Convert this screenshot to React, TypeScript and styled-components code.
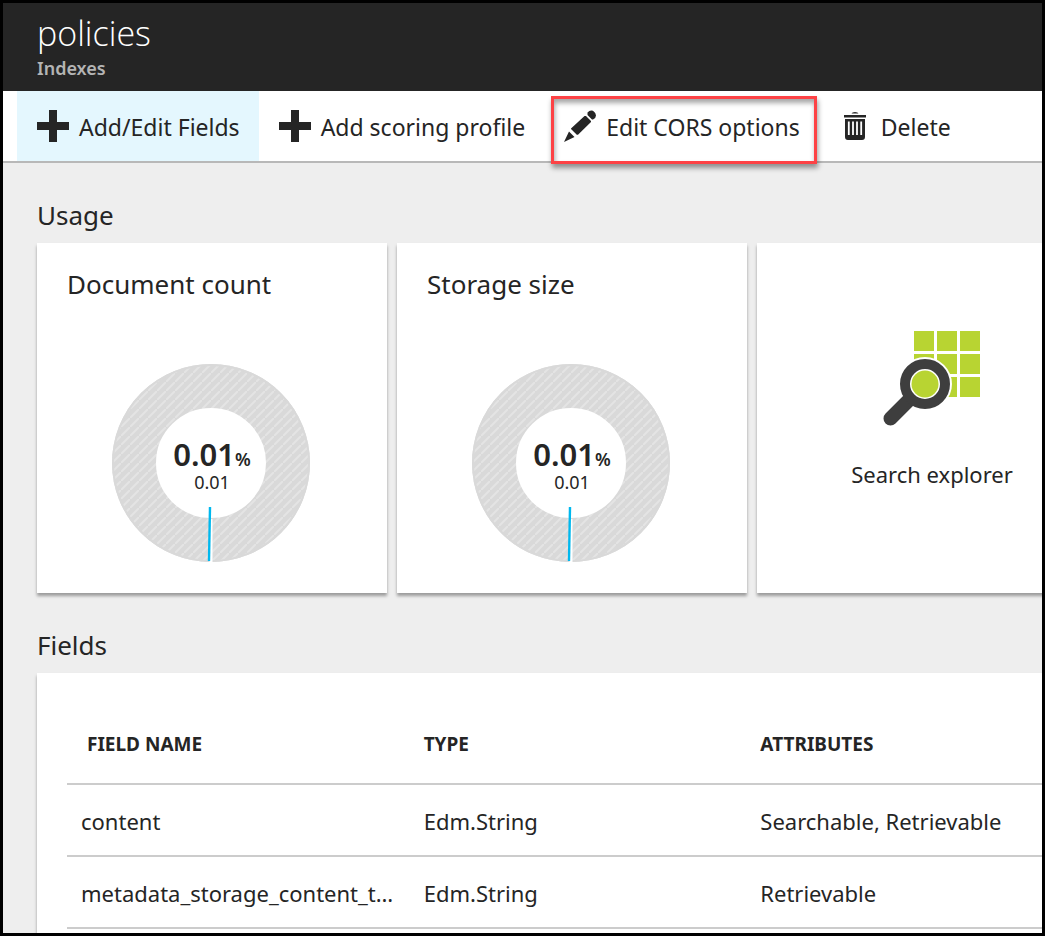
import React from 'react';
import styled, { createGlobalStyle } from 'styled-components';

const GlobalStyle = createGlobalStyle`
  * { box-sizing: border-box; }
  body {
    margin: 0;
    color: #252525;
    font-family: 'Noto Sans', 'Open Sans', sans-serif;
    font-size: 22px;
    line-height: 32px;
  }
`;

const Blade = styled.div`
  height: 100vh;
  display: flex;
  flex-direction: column;
  overflow: hidden;
  border: 3px solid #000;
  background: #eee;
`;

const Header = styled.header`
  flex: none;
  height: 88px;
  padding: 8px 34px;
  background: #252525;
`;

const Title = styled.h1`
  margin: 0;
  color: #fff;
  font-family: 'Open Sans', sans-serif;
  font-size: 34px;
  font-weight: 300;
  line-height: 44px;
`;

const Subtitle = styled.p`
  margin: 0;
  color: #b4b4b4;
  font-size: 18px;
  font-weight: 600;
  line-height: 26px;
`;

const Toolbar = styled.nav`
  flex: none;
  display: flex;
  height: 72px;
  padding-left: 14px;
  border-bottom: 2px solid #b8b8b8;
  background: #fff;
  font-size: 23px;
`;

const Command = styled.button<{ $active?: boolean }>`
  display: flex;
  align-items: center;
  gap: 10px;
  padding: 2px 19px 0 20px;
  border: 0;
  background: ${(p) => (p.$active ? '#e4f7fe' : 'transparent')};
  color: inherit;
  font: inherit;
  white-space: nowrap;
  svg { flex: none; margin-bottom: 2px; }
`;

const Highlight = styled.div`
  display: flex;
  height: 68px;
  margin: 5px 7px 0;
  border: 3px solid #fd4245;
  box-shadow: 1px 4px 5px rgba(0, 0, 0, 0.4), inset 1px 4px 5px rgba(0, 0, 0, 0.35);
  ${Command} { padding: 2px 14px 8px 10px; }
`;

const Body = styled.main`
  flex: 1;
  min-height: 0;
  overflow: hidden;
  padding: 36px 34px;
`;

const SectionTitle = styled.h2`
  margin: 0 0 12px;
  font-size: 26px;
  font-weight: 400;
  line-height: 32px;
`;

const Tiles = styled.div`
  display: flex;
  gap: 10px;
  margin-bottom: 36px;
`;

const Tile = styled.section`
  flex: none;
  display: flex;
  flex-direction: column;
  align-items: center;
  width: 350px;
  height: 350px;
  background: #fff;
  box-shadow: 0 3px 3px rgba(0, 0, 0, 0.35);
`;

const TileTitle = styled.h3`
  align-self: stretch;
  margin: 0;
  padding: 25px 30px 64px;
  font-size: 26px;
  font-weight: 400;
  line-height: 32px;
`;

const Gauge = styled.div`
  display: grid;
  place-items: center;
  > * { grid-area: 1 / 1; }
`;

const Reading = styled.div`
  padding-top: 4px;
  text-align: center;
`;

const Percent = styled.div`
  font-size: 31px;
  font-weight: 600;
  line-height: 26px;
  small { font-size: 18px; }
`;

const Amount = styled.div`
  font-size: 18px;
  line-height: 20px;
`;

const Launcher = styled.button`
  display: flex;
  flex-direction: column;
  align-items: center;
  gap: 30px;
  width: 100%;
  height: 100%;
  padding: 87px 0 0;
  border: 0;
  background: none;
  color: inherit;
  font: inherit;
`;

const Panel = styled.section`
  width: 1070px;
  padding: 30px;
  background: #fff;
  box-shadow: 0 3px 3px rgba(0, 0, 0, 0.35);
`;

const Table = styled.table`
  width: 100%;
  table-layout: fixed;
  border-collapse: separate;
  border-spacing: 0;
  text-align: left;
`;

const HeadCell = styled.th`
  height: 82px;
  padding: 2px 20px 0;
  border-bottom: 2px solid #ccc;
  font-size: 19px;
  font-weight: 700;
`;

const Cell = styled.td`
  height: 72px;
  padding: 2px 0 0 20px;
  border-bottom: 2px solid #ccc;
  overflow: hidden;
  text-overflow: ellipsis;
  white-space: nowrap;
  &:first-child { padding: 2px 6px 0 14px; }
`;

const PlusIcon = () => (
  <svg width="32" height="32" viewBox="0 0 32 32" fill="#252525" aria-hidden="true">
    <path d="M12 0h8v12h12v8H20v12h-8V20H0v-8h12z" />
  </svg>
);

const PencilIcon = () => (
  <svg width="32" height="32" viewBox="0 0 32 32" fill="#252525" aria-hidden="true">
    <path d="M23.500 2.500Q26-0.500 29 0.800Q31.500 2.500 32 5.500Q32 8 29 9.500L28 9.500L23.500 5zM20.500 6L22 6L27 11V12L14 24.800H12.800L7 19V18.500zM5 21.500L10.500 27L0 32z" />
  </svg>
);

const TrashIcon = () => (
  <svg width="27" height="28" viewBox="0 0 27 28" fill="#252525" aria-hidden="true">
    <path d="M7.500 1.500Q8 0 11 0T14.500 1.500zM0 3H22V5.500H0zM1 7H21V25Q21 28 18 28H4Q1 28 1 25z" />
    <path d="M4.800 9.500v13.500M9 9.500v13.500M13 9.500v13.500M17.200 9.500v13.500" stroke="#fff" strokeWidth="1.800" />
  </svg>
);

const SearchIcon = () => (
  <svg width="98" height="98" viewBox="0 0 98 98" aria-hidden="true">
    <g fill="#b8d432">
      {[1, 24, 47].map((y) => [31, 54, 77].map((x) => <rect key={`${x}-${y}`} x={x} y={y} width="20" height="20" />))}
    </g>
    <circle cx="42" cy="54" r="27" fill="#fff" />
    <path d="M30 66L7.500 88.500" stroke="#3e3e3e" strokeWidth="14" strokeLinecap="round" />
    <circle cx="42" cy="54" r="20" fill="#fff" stroke="#3e3e3e" strokeWidth="10" />
    <circle cx="42" cy="54" r="13.500" fill="#b8d432" />
  </svg>
);

const Ring = ({ id }: { id: string }) => (
  <svg width="200" height="200" viewBox="0 0 200 200" aria-hidden="true">
    <defs>
      <pattern id={id} width="9" height="9" patternUnits="userSpaceOnUse">
        <rect width="9" height="9" fill="#d9d9d9" />
        <path d="M0.800 8.200L8.200 0.800" stroke="#e4e4e4" strokeWidth="2" strokeLinecap="round" />
      </pattern>
    </defs>
    <circle cx="99" cy="99" r="77" fill="none" stroke={`url(#${id})`} strokeWidth="44" />
    <circle cx="99" cy="99" r="98" fill="none" stroke="#d9d9d9" strokeWidth="2" />
    <path d="M99 155V198" stroke="#fff" strokeWidth="3" />
    <path d="M98 143L97 197" stroke="#00b8ee" strokeWidth="2.400" />
  </svg>
);

const usage = [
  { title: 'Document count', percent: '0.01', amount: '0.01' },
  { title: 'Storage size', percent: '0.01', amount: '0.01' },
];

const fields = [
  { name: 'content', type: 'Edm.String', attributes: 'Searchable, Retrievable' },
  { name: 'metadata_storage_content_type', type: 'Edm.String', attributes: 'Retrievable' },
];

export default function App() {
  return (
    <>
      <GlobalStyle />
      <Blade>
        <Header>
          <Title>policies</Title>
          <Subtitle>Indexes</Subtitle>
        </Header>
        <Toolbar>
          <Command $active><PlusIcon />Add/Edit Fields</Command>
          <Command><PlusIcon />Add scoring profile</Command>
          <Highlight>
            <Command><PencilIcon />Edit CORS options</Command>
          </Highlight>
          <Command><TrashIcon />Delete</Command>
        </Toolbar>
        <Body>
          <SectionTitle>Usage</SectionTitle>
          <Tiles>
            {usage.map((u, i) => (
              <Tile key={u.title}>
                <TileTitle>{u.title}</TileTitle>
                <Gauge>
                  <Ring id={`stripes-${i}`} />
                  <Reading>
                    <Percent>{u.percent}<small>%</small></Percent>
                    <Amount>{u.amount}</Amount>
                  </Reading>
                </Gauge>
              </Tile>
            ))}
            <Tile>
              <Launcher><SearchIcon />Search explorer</Launcher>
            </Tile>
          </Tiles>
          <SectionTitle>Fields</SectionTitle>
          <Panel>
            <Table>
              <thead>
                <tr>
                  <HeadCell>FIELD NAME</HeadCell>
                  <HeadCell>TYPE</HeadCell>
                  <HeadCell>ATTRIBUTES</HeadCell>
                </tr>
              </thead>
              <tbody>
                {fields.map((f) => (
                  <tr key={f.name}>
                    <Cell>{f.name}</Cell>
                    <Cell>{f.type}</Cell>
                    <Cell>{f.attributes}</Cell>
                  </tr>
                ))}
              </tbody>
            </Table>
          </Panel>
        </Body>
      </Blade>
    </>
  );
}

◇ ◇ ◇

Show each line holding the word "React".

Convert this screenshot to React, TypeScript and styled-components code.
import React from 'react';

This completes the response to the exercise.